Impact and next steps
Although ESMA's clarification that the transitional arrangements in the Directive also apply to the application of the remuneration requirements is welcome news and should provide a bit of breathing space, the publication of these final Guidelines should now provide enough detail for fund managers who anticipate falling within the scope of the Directive to begin examining their own remuneration arrangements for compliance. The position on carried interest and delegation arrangements, in particular, may require some fund managers to restructure their current arrangements to ensure no circumvention takes place; fund managers should also take care to assess performance fee arrangements and other structures in light of the requirements of the Guidelines. The strict requirements regarding payment in equity-linked instruments may also be particularly problematic, and fund managers may wish to closely examine whether disapplication on the basis of proportionality is available to them.

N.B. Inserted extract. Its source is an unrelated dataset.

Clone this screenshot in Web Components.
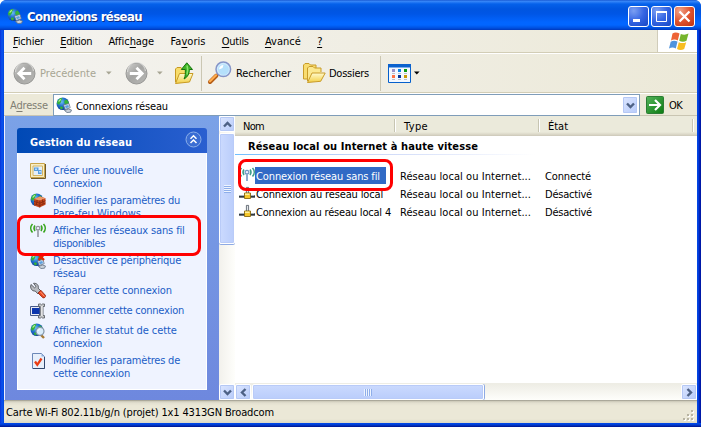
<!DOCTYPE html>
<html lang="fr">
<head>
<meta charset="utf-8">
<title>Connexions réseau</title>
<style>
html,body{margin:0;padding:0;overflow:hidden;background:#fff}
body{width:701px;height:427px;font:11px/14px "DejaVu Sans Condensed","DejaVu Sans",sans-serif;font-stretch:condensed;color:#000;cursor:default}
</style>
</head>
<body>
<net-window></net-window>
<script>
const define = (name, html, init) => customElements.define(name, class extends HTMLElement {
  constructor() {
    super();
    const t = document.createElement('template');
    t.innerHTML = '<style>*{box-sizing:border-box}:host{box-sizing:border-box}</style>' + html;
    this.attachShadow({ mode: 'open' }).appendChild(t.content.cloneNode(true));
  }
  connectedCallback() { if (init) init.call(this, this.shadowRoot); }
});

const globe = `
<defs><radialGradient id="g" cx=".4" cy=".35" r=".7"><stop offset="0" stop-color="#6fc0f5"/><stop offset=".45" stop-color="#2374d0"/><stop offset="1" stop-color="#0a3690"/></radialGradient></defs>
<circle cx="6.8" cy="6.8" r="6.3" fill="url(#g)"/>
<path d="M1.500 4C3 1.500 4.500 1 6 1L6.300 2.500 5 3.500 5.300 5 4 6 3.500 7.500 2 7.500.9 6zM8.500 3.500l2-1 2 2.300.5 2-2.300 1.500L9.200 7l-1-1zM3.800 10l2-.8 1.200 1.500-1 1.700-1.600-.6z" fill="#35b23a"/>
<path d="M2 4.500C3 2.800 4.200 2 5.500 1.700L4.700 3.200 3.800 4.500z" fill="#b0ee94"/>`;
const cable = `<path d="M7.500 8l5.500-1.500 1.200 4.200-5 1.800z" fill="#dce8f5" stroke="#65758c" stroke-width=".8"/><path d="M9 8.800l3.300-.9.700 2.300-3.300 1z" fill="#5ba0df"/><path d="M8.500 13.500l4-1.500 3 1-1 2.200-3.500.3z" fill="#cbd2da" stroke="#617083" stroke-width=".8"/>`;
const waves = (c, m) => `<path d="M2.500 1C.2 3.500.2 7 2.500 9.500M13.500 1c2.300 2.500 2.300 6 0 8.500" fill="none" stroke="${c}" stroke-width="1.600"/><path d="M5 2.500c-1.300 1.700-1.300 3.900 0 5.600M11 2.500c1.300 1.700 1.300 3.900 0 5.600" fill="none" stroke="${c}" stroke-width="1.400"/><circle cx="8" cy="5.300" r="1.900" fill="#eef" stroke="${m}" stroke-width="1.200"/><path d="M8 6.500V14" stroke="${m}" stroke-width="2"/><path d="M8 7v7" stroke="#dde" stroke-width=".6"/>`;
const folder = `<linearGradient id="f" x2="0" y2="1"><stop stop-color="#fffbd0"/><stop offset="1" stop-color="#f3cf45"/></linearGradient>`;
const disc = `<defs><linearGradient id="d" x2="1" y2="1"><stop stop-color="#d2d2d0"/><stop offset=".45" stop-color="#a5a5a3"/><stop offset="1" stop-color="#b9b9b6"/></linearGradient></defs><circle cx="11.500" cy="11.500" r="10.500" fill="url(#d)" stroke="#979795"/><path d="M2.500 10A9 9 0 0 1 20.500 9" fill="none" stroke="#dededc" stroke-width="1.200" opacity=".8"/>`;
const icons = {
  net: [16,16, globe + cable],
  status: [16,16, globe + `<path d="M9 10l5 5" stroke="#a77a36" stroke-width="2.400"/><circle cx="10" cy="8.300" r="4" fill="#d9ecfa" stroke="#8295a9" stroke-width="1.200"/><path d="M8 8a2.300 2.300 0 0 1 2-2" stroke="#fff" fill="none"/>`],
  off: [16,16, globe + cable + `<path d="M8.500 1.500l5.500 5.500M14 1.500l-5.500 5.500" stroke="#e32600" stroke-width="2.400"/>`],
  create: [16,16, `<path d="M.5.5h14v14H.5z" fill="#f7edc4" stroke="#c9a44a"/><path d="M15.500 1v14.500H1" fill="none" stroke="#6e5a2c"/><path d="M3 3h9.500v9.500H3z" fill="#e4effb" stroke="#d4b565"/><path d="M4 4.500h4.500v3.500H4zM8 7h3.500v4H8z" fill="#5a9fe0"/><path d="M5 5.500h2v1.500H5zM9 8h2v1.500H9z" fill="#b8dcfa"/>`],
  fire: [16,16, globe + `<path d="M4 6l6-2.500 5.500 1.800v6.500L9.500 14.500 4 12.500z" fill="#c4461c"/><path d="M4 6l6-2.500 5.500 1.800L9.800 7.500z" fill="#ee9a6b"/><path d="M4 8.500l5.800 1.700 5.700-2.500M4 10.800l5.800 1.700 5.700-2.500M9.800 7.500v7M7 7v2.300M6.500 9.500v2M12.500 6.500V9M13 9v2.300" stroke="#82270d" stroke-width=".8" fill="none"/>`],
  wifi: [16,16, waves('#36a51c', '#8f9299')],
  wifi2: [16,16, waves('#3c9d8a', '#6d95c0')],
  repair: [16,16, `<path d="M1 1.500L4.500 4.800 6 3.500 3.500.3C7 0 9 2.500 8.200 5.200L11 8 8 11 5.200 8C2 8.500-.3 5 1 1.500z" fill="#b9bbc0" stroke="#505359" stroke-width=".9"/><path d="M8 10l2.800-2.800 4.500 5c.8 1.500-1 3.400-2.500 2.500z" fill="#e94721" stroke="#8d210b" stroke-width=".8"/><path d="M10.500 9l4 4.500" stroke="#ff9c78"/>`],
  rename: [16,16, `<path d="M.5 3.500h9v9h-9z" fill="#e8e9f4" stroke="#45598b"/><path d="M2 5h7.500v6H2z" fill="#0b35ae"/><path d="M8.500 1h2l1 .8 1-.8h2v2.500h-1.500v9h1.500V15h-2l-1-.8-1 .8h-2v-2.500h1.800v-9H8.500z" fill="#c5c6c9" stroke="#5f6269" stroke-width=".9"/><path d="M12 3v10" stroke="#fff"/>`],
  props: [16,16, `<path d="M2.500.5h9l3 3v12h-12z" fill="#e7effb" stroke="#6c88b8"/><path d="M14.500 4v11.500H3" stroke="#32486f" fill="none"/><path d="M11.500.5v3h3z" fill="#91aedb"/><path d="M5 8.500l2.300 3.300L11.500 5.500" stroke="#ea3b13" stroke-width="2.300" fill="none"/>`],
  lan: [16,16, `<path d="M7.400 2.400h2.200v6H7.400z" fill="#e4e7ea" stroke="#4b545e" stroke-width=".8"/><path d="M0 11.500h16" stroke="#30383f" stroke-width="2.400"/><path d="M0 10.500h15" stroke="#aab4bb"/><path d="M5.500 8h6v5.500h-6z" fill="#f4c72b" stroke="#8a6b10" stroke-width=".9"/><path d="M6 8.500h4.500v1.500H6z" fill="#ffef9c"/>`],
  back: [23,23, disc + `<path d="M18.200 11.500H6.500M11.500 5.800L5.800 11.500l5.700 5.700" fill="none" stroke="#fff" stroke-width="2.800"/>`],
  fwd: [23,23, disc + `<path d="M4.800 11.500h11.700M11.500 5.800l5.700 5.700-5.700 5.700" fill="none" stroke="#fff" stroke-width="2.800"/>`],
  up: [19,23, folder + `<path d="M.5 20V7L2 5.500h4L7.500 7H13v4" fill="#f8dd6b" stroke="#c79a24"/><path d="M.5 21.500l4-10h13.500l-3.500 8.500z" fill="url(#f)" stroke="#c99b23"/><path d="M6.300 7.500L11.800.8 17.500 7.500h-3.200c.2 4-1.500 7.500-5.200 9.500 1.400-3 1.300-5.700 1.200-9.500z" fill="#3fb527" stroke="#16760d"/><path d="M12 3.500c1 3 1 6 0 9" stroke="#8be36b" fill="none" stroke-width="1.500"/>`],
  search: [24,24, `<path d="M2 21l6.500-6.500" stroke="#b35a12" stroke-width="4" stroke-linecap="round"/><path d="M2 20.300l6-6" stroke="#ffad4f" stroke-width="2.300" stroke-linecap="round"/><circle cx="15.300" cy="8.300" r="7.300" fill="#cdeafd" stroke="#8695c8" stroke-width="1.500"/><circle cx="15.500" cy="8.500" r="5.300" fill="#b5e0fb"/><path d="M11 8.500c.2-3 2-4.300 4.500-4.500l-1 3z" fill="#fff"/>`],
  folders: [23,21, folder + `<path d="M.5 16V2L2 .5h4L7.500 2H13v4l-9 10z" fill="#f8dc70" stroke="#c99c29"/><path d="M4.500 18V5L6 3.500h4L11.500 5H18v4" fill="#fbe890" stroke="#c99c29"/><path d="M4.500 19.500l4.500-9.500h13.200l-4.500 8.300z" fill="url(#f)" stroke="#c99c29"/>`],
  views: [23,19, `<path d="M.5.5h22v18H.5z" fill="#f3f8ff" stroke="#0560cc"/><path d="M0 0h23v3.500H0z" fill="#0b62ce"/><path d="M4 5h3v3H4z" fill="#9a92c7"/><path d="M10 5h3v3h-3z" fill="#0b84e4"/><path d="M16 5h3v3h-3z" fill="#0d9b14"/><path d="M4 11h3v3H4z" fill="#ff7344"/><path d="M10 11h3v3h-3z" fill="#073796"/><path d="M16 11h3v3h-3z" fill="#c99a07"/><path d="M4 9.500h3m3 0h3m3 0h3M4 15.500h3m3 0h3m3 0h3" stroke="#b9c0cb"/>`],
  go: [18,18, `<defs><linearGradient id="o" x2="1" y2="1"><stop stop-color="#55b45b"/><stop offset="1" stop-color="#0b7b11"/></linearGradient></defs><rect x=".5" y=".5" width="17" height="17" rx="1" fill="url(#o)" stroke="#2c7d35"/><path d="M3 9h10.500M9 4l5 5-5 5" fill="none" stroke="#fff" stroke-width="2.200"/>`],
  flag: [20,19, `<path d="M3.500 1.500C6-.2 8 .4 10.500 1.500L8.800 8.500C6.500 7.200 4.300 7.200 2 8.500z" fill="#ee6336"/><path d="M11.800 2c2.500 1 5 1 7.700-.4l-2 7.200c-2.300 1.200-4.800 1.200-7.300 0z" fill="#76b52c"/><path d="M1.700 9.700C4 8.400 6.200 8.500 8.500 9.600L6.800 16.500C4.500 15.200 2.300 15.300 0 16.500z" fill="#4e93dd"/><path d="M9.800 10.200c2.500 1.200 4.900 1.200 7.400 0l-2 6.800c-2.300 1.300-4.700 1.300-7.200.1z" fill="#f8bd21"/>`],
  tri: [6,4, `<path d="M0 .5h5.600L2.800 3.500z" fill="currentColor"/>`],
};

define('xp-icon', ``, function (r) {
  const [w, h, body] = icons[this.getAttribute('name')];
  r.innerHTML = `<style>:host{display:block;flex:none;width:${w}px;height:${h}px}svg{display:block;overflow:visible}</style><svg width="${w}" height="${h}" viewBox="0 0 ${w} ${h}">${body}</svg>`;
});

/* One line of text spread evenly over a given width. */
define('fit-text', `<style>:host{display:block;white-space:nowrap;flex:none}span{display:inline-block;vertical-align:top;padding-top:1px;margin-bottom:-1px}</style><span><slot></slot></span>`, function (r) {
  const w = +this.getAttribute('w'), s = r.querySelector('span');
  this.style.width = w + 'px';
  s.style.letterSpacing = (w - s.getBoundingClientRect().width) / this.textContent.length + 'px';
});

define('xp-caption-button', `<style>
:host{display:block;width:21px;height:21px;border:1px solid #fff;border-radius:3px;background:radial-gradient(circle at 25% 20%,#7b9ff2,#3565e3 50%,#1747c4)}
:host([kind=close]){background:radial-gradient(circle at 25% 20%,#f0a389,#e1542f 50%,#bd3110)}svg{display:block}</style><svg width="19" height="19" fill="none" stroke="#fff"></svg>`, function (r) {
  r.querySelector('svg').innerHTML = { min:'<path d="M4 13.500h7" stroke-width="3"/>', max:'<path d="M4.500 5.500h10v9h-10z"/><path d="M4 5h11" stroke-width="2"/>', close:'<path d="M4.500 4.500l10 10M14.500 4.500l-10 10" stroke-width="2.300"/>' }[this.getAttribute('kind')];
});

define('title-bar', `<style>
:host{display:flex;align-items:flex-start;height:30px;padding:6px 6px 0 5px;background:linear-gradient(#0a48c8 0,#3d8bf8 1px,#2a7cf5 2px,#0561ea 4px,#0055e0 9px,#0056e6 14px,#0265ff 22px,#0266ff 25px,#0050e0 28px,#0038bc 30px);border-radius:6px 6px 0 0;color:#fff}
xp-icon{margin:2px 4px 0 2px}fit-text{font:bold 13px/18px "DejaVu Sans Condensed","DejaVu Sans",sans-serif;font-stretch:condensed;text-shadow:1px 1px #0a2d8a;margin-top:1px}.b{margin-left:auto;display:flex;gap:2px}</style>
<xp-icon name="net"></xp-icon><fit-text w="115">Connexions réseau</fit-text><div class="b"><xp-caption-button kind="min"></xp-caption-button><xp-caption-button kind="max"></xp-caption-button><xp-caption-button kind="close"></xp-caption-button></div>`);

define('menu-bar', `<style>
:host{display:flex;height:24px;background:linear-gradient(90deg,#f4f3f0,#ece9d8);border-bottom:1px solid #fff;box-shadow:inset 0 -1px #d2cdb6}
nav{display:flex;padding:4px 0 0 9px}fit-text{margin-right:16.200px}.f{margin-left:auto;width:40px;height:22px;border-left:1px solid #d0ccba;background:#fff;padding:2px 0 0 11px}u{text-underline-offset:2px;text-decoration-thickness:1px}</style>
<nav><fit-text w="31"><u>F</u>ichier</fit-text><fit-text w="32"><u>E</u>dition</fit-text><fit-text w="46">Affic<u>h</u>age</fit-text><fit-text w="35">Fa<u>v</u>oris</fit-text><fit-text w="27"><u>O</u>utils</fit-text><fit-text w="36"><u>A</u>vancé</fit-text><fit-text w="5"><u>?</u></fit-text></nav><div class="f"><xp-icon name="flag"></xp-icon></div>`);

define('tool-bar', `<style>
:host{display:flex;align-items:center;height:39px;padding-left:9px;background:linear-gradient(90deg,#f4f3f0,#ece9d8);border-bottom:1px solid #d2cdb6}
.g{color:#a7a593}.s{width:1px;height:35px;background:#cbc7b3}fit-text{margin-top:-1px}</style>
<xp-icon name="back"></xp-icon><fit-text class="g" w="56" style="margin-left:4px">Précédente</fit-text><xp-icon class="g" name="tri" style="margin-left:10px"></xp-icon>
<xp-icon name="fwd" style="margin-left:13px"></xp-icon><xp-icon class="g" name="tri" style="margin-left:9px"></xp-icon><xp-icon name="up" style="margin-left:12px"></xp-icon>
<div class="s" style="margin-left:7px"></div><xp-icon name="search" style="margin-left:6px"></xp-icon><fit-text w="55" style="margin-left:4px">Rechercher</fit-text>
<xp-icon name="folders" style="margin-left:12px"></xp-icon><fit-text w="40" style="margin-left:3px">Dossiers</fit-text><div class="s" style="margin-left:11px"></div>
<xp-icon name="views" style="margin-left:7px"></xp-icon><xp-icon name="tri" style="margin-left:3px"></xp-icon>`);

define('address-bar', `<style>
:host{display:flex;height:23px;background:#ece9d8;border-top:1px solid #fff;border-bottom:1px solid #c9c5b2}
.l{color:#807e73;margin:4px 5px 0 6px}.box{display:flex;align-items:center;height:22px;width:587px;background:#fff;border:1px solid #7f9db9;padding:0 1px 0 2px;gap:4px}
.box xp-scroll-button{margin-left:auto;height:18px}.go{margin:2px 5px 0 6px}.ok{margin-top:4px}u{text-underline-offset:2px}</style>
<fit-text class="l" w="38">A<u>d</u>resse</fit-text><div class="box"><xp-icon name="net"></xp-icon><fit-text w="92" style="margin-top:1px">Connexions réseau</fit-text><xp-scroll-button dir="down"></xp-scroll-button></div><xp-icon class="go" name="go"></xp-icon><fit-text class="ok" w="13">OK</fit-text>`);

define('xp-scroll-button', `<style>:host{display:flex;align-items:center;justify-content:center;flex:none;width:16px;height:16px;border:1px solid #fff;outline:1px solid #b5c8f5;outline-offset:-2px;border-radius:2px;background:linear-gradient(135deg,#dce6ff,#b7cbfa)}svg{display:block}</style><svg width="9" height="9" fill="none" stroke="#4d6185" stroke-width="2.400"><path d="M1 2.500L4.500 6 8 2.500"/></svg>`, function (r) {
  r.querySelector('svg').style.transform = `rotate(${{ down: 0, up: 180, left: 90, right: -90 }[this.getAttribute('dir')]}deg)`;
});

define('xp-scrollbar', `<style>
:host{display:flex;background:linear-gradient(90deg,#f2f1ec,#fefefb)}:host([vertical]){flex-direction:column;width:16px}
:host(:not([vertical])){height:17px;background:linear-gradient(#eeede5,#fefefb);border-top:1px solid #eeede5}
.t{display:flex;flex:none;align-items:center;justify-content:center;border:1px solid #fff;border-radius:2px;background:linear-gradient(#cbdafe,#bacdfb);box-shadow:inset 0 0 0 1px #b9cbf8,1px 0 #8eaae4}
:host([vertical]) .t{background:linear-gradient(90deg,#cbdafe,#bacdfb);box-shadow:inset 0 0 0 1px #b9cbf8,0 1px #8eaae4}
i{width:8px;height:7px;background:repeating-linear-gradient(90deg,#eef4fe 0 1px,#8eaeea 1px 2px)}:host([vertical]) i{width:7px;height:8px;background:repeating-linear-gradient(#eef4fe 0 1px,#8eaeea 1px 2px)}
.e{margin-left:auto}:host([vertical]) .e{margin:auto 0 0}</style><div class="a"></div><div class="t"><i></i></div><div class="e"></div>`, function (r) {
  const v = this.hasAttribute('vertical'), t = r.querySelector('.t');
  r.querySelector('.a').innerHTML = `<xp-scroll-button dir="${v ? 'up' : 'left'}"></xp-scroll-button>`;
  r.querySelector('.e').innerHTML = `<xp-scroll-button dir="${v ? 'down' : 'right'}"></xp-scroll-button>`;
  t.style[v ? 'height' : 'width'] = this.getAttribute('thumb') + 'px'; t.style[v ? 'marginTop' : 'marginLeft'] = '1px';
});

define('task-link', `<style>:host{display:flex;gap:7px;min-height:16px;color:#215dc6;line-height:13px}</style><div class="i"></div><div><slot></slot></div>`, function (r) {
  r.querySelector('.i').innerHTML = `<xp-icon name="${this.getAttribute('icon')}"></xp-icon>`;
});

define('task-panel', `<style>
:host{display:block;padding:12px 12px 10px 12px;background:linear-gradient(#7ba2e7,#6e88de);width:214px}
header{display:flex;align-items:center;height:25px;padding:0 5px 0 13px;border-radius:3px 3px 0 0;background:linear-gradient(90deg,#0049b5,#2a5fd0);color:#fff;font-weight:bold}
header svg{margin:-2px 0 0 auto}header fit-text{margin-top:2px}.body{display:flex;flex-direction:column;gap:4px;height:237px;padding:10px 0 0 12px;background:#eff3ff;border:1px solid #fff;border-top:0}</style>
<header><fit-text w="102">Gestion du réseau</fit-text><svg width="17" height="17" fill="none" stroke="#fff"><circle cx="8.500" cy="8.500" r="7.500" fill="#3a6dd3" stroke="#8bafe9"/><path d="M5.500 7.800l3-3 3 3M5.500 12l3-3 3 3" stroke-width="1.500"/></svg></header>
<div class="body">
<task-link icon="create"><fit-text w="90">Créer une nouvelle</fit-text><fit-text w="49">connexion</fit-text></task-link>
<task-link icon="fire"><fit-text w="127">Modifier les paramètres du</fit-text><fit-text w="88">Pare-feu Windows</fit-text></task-link>
<task-link icon="wifi"><fit-text w="132">Afficher les réseaux sans fil</fit-text><fit-text w="52">disponibles</fit-text></task-link>
<task-link icon="off"><fit-text w="128">Désactiver ce périphérique</fit-text><fit-text w="33">réseau</fit-text></task-link>
<task-link icon="repair"><fit-text w="119">Réparer cette connexion</fit-text></task-link>
<task-link icon="rename"><fit-text w="131">Renommer cette connexion</fit-text></task-link>
<task-link icon="status"><fit-text w="124">Afficher le statut de cette</fit-text><fit-text w="49">connexion</fit-text></task-link>
<task-link icon="props"><fit-text w="127">Modifier les paramètres de</fit-text><fit-text w="77">cette connexion</fit-text></task-link>
</div>`);

define('connection-row', `<style>
:host{display:grid;grid-template-columns:16px 142px 148px 1fr;height:18px;align-items:start;padding-left:4px}
.n{justify-self:start;padding:2px 1px 1px;height:17px}:host([selected]) .n{background:#316ac5;color:#fff;padding-right:6px}::slotted([slot=type]),::slotted([slot=state]){margin-top:2px}</style>
<div class="i"></div><div class="n"><slot name="name"></slot></div><slot name="type"></slot><slot name="state"></slot>`, function (r) {
  r.querySelector('.i').innerHTML = `<xp-icon name="${this.getAttribute('icon')}"></xp-icon>`;
});

define('connection-list', `<style>
:host{display:flex;flex-direction:column;flex:1;background:#fff;min-width:0}
.h{display:grid;grid-template-columns:161px 144px 154px 1fr;height:20px;flex:none;background:linear-gradient(#ebeadb 16px,#d6d2c2 19px,#cbc7b8);}
.h div{display:flex;padding:3px 0 0 8px}.h div:not(:last-child)::after{content:"";margin:0 0 4px auto;width:2px;background:linear-gradient(90deg,#c7c5b2 50%,#fff 50%)}
.t{font-weight:bold;padding:3px 0 0 13px;height:18px;margin-bottom:13px}.t::after{content:"";display:block;width:300px;height:1px;margin:1px 0 0 -13px;background:linear-gradient(90deg,#70bfff,#c6d3f7 40%,#fff)}xp-scrollbar{margin-top:auto}
fit-text[slot=type]{margin-left:3px}</style>
<div class="h"><div><fit-text w="21">Nom</fit-text></div><div><fit-text w="24">Type</fit-text></div><div><fit-text w="20">État</fit-text></div><div></div></div>
<div class="t"><fit-text w="230">Réseau local ou Internet à haute vitesse</fit-text></div>
<connection-row icon="wifi2" selected><fit-text slot="name" w="124">Connexion réseau sans fil</fit-text><fit-text slot="type" w="131">Réseau local ou Internet...</fit-text><fit-text slot="state" w="46">Connecté</fit-text></connection-row>
<connection-row icon="lan"><fit-text slot="name" w="127">Connexion au réseau local</fit-text><fit-text slot="type" w="131">Réseau local ou Internet...</fit-text><fit-text slot="state" w="47">Désactivé</fit-text></connection-row>
<connection-row icon="lan"><fit-text slot="name" w="135">Connexion au réseau local 4</fit-text><fit-text slot="type" w="131">Réseau local ou Internet...</fit-text><fit-text slot="state" w="47">Désactivé</fit-text></connection-row>
<xp-scrollbar thumb="232"></xp-scrollbar>`);

define('status-bar', `<style>
:host{display:flex;height:23px;padding:5px 2px 1px 2px;justify-content:space-between;background:linear-gradient(#8d8b80 0,#c9c6b5 1px,#e3e0d0 3px,#ebe8d7 6px,#ebe8d7 19px,#dcd8c4)}svg{align-self:flex-end;display:block}</style>
<fit-text w="268">Carte Wi-Fi 802.11b/g/n (projet) 1x1 4313GN Broadcom</fit-text><svg width="12" height="12"><path d="M9 1h2v2H9zM5 5h2v2H5zM9 5h2v2H9zM1 9h2v2H1zM5 9h2v2H5zM9 9h2v2H9z" fill="#fff"/><path d="M8 0h2v2H8zM4 4h2v2H4zM8 4h2v2H8zM0 8h2v2H0zM4 8h2v2H4zM8 8h2v2H8z" fill="#b8b4a2"/></svg>`);

define('callout-ring', `<style>:host{display:block;position:absolute;border:3px solid #f00;border-radius:8px}</style>`);

define('net-window', `<style>
:host{display:flex;flex-direction:column;position:relative;width:701px;height:427px;background:linear-gradient(90deg,#0831d9 0,#0a53ee 2px,#0045df 4px,#0045df 697px,#0345e8 698px,#0019a8 700px);border-radius:7px 7px 0 0}
.in{display:flex;flex-direction:column;width:693px;height:393px;margin-left:4px}.m{display:flex;height:284px;border-left:1px solid #eef}.foot{height:4px;background:linear-gradient(#0046e5 25%,#0131bd 60%,#00138c)}</style>
<title-bar></title-bar><div class="in"><menu-bar></menu-bar><tool-bar></tool-bar><address-bar></address-bar><div class="m"><task-panel></task-panel><xp-scrollbar vertical thumb="111"></xp-scrollbar><connection-list></connection-list></div><status-bar></status-bar></div><div class="foot"></div>
<callout-ring style="left:17px;top:215px;width:184px;height:41px"></callout-ring><callout-ring style="left:238px;top:159px;width:155px;height:32px"></callout-ring>`);
</script>
</body>
</html>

Finally, in the UK, the FSA has indicated in CP12/32 that, once the Guidelines have been finalised, it intends to establish a proportionality framework specific to firms "incorporating European requirements and guidelines". The FSA further states that "the framework for AIFMs will take account of the remuneration code in SYSC 19A". It will be interesting to see whether the statements underpin a desire to soften the Guidelines in the case of private equity fund managers in particular, whose remuneration structures do not sit easily within the remuneration principles of the Directive.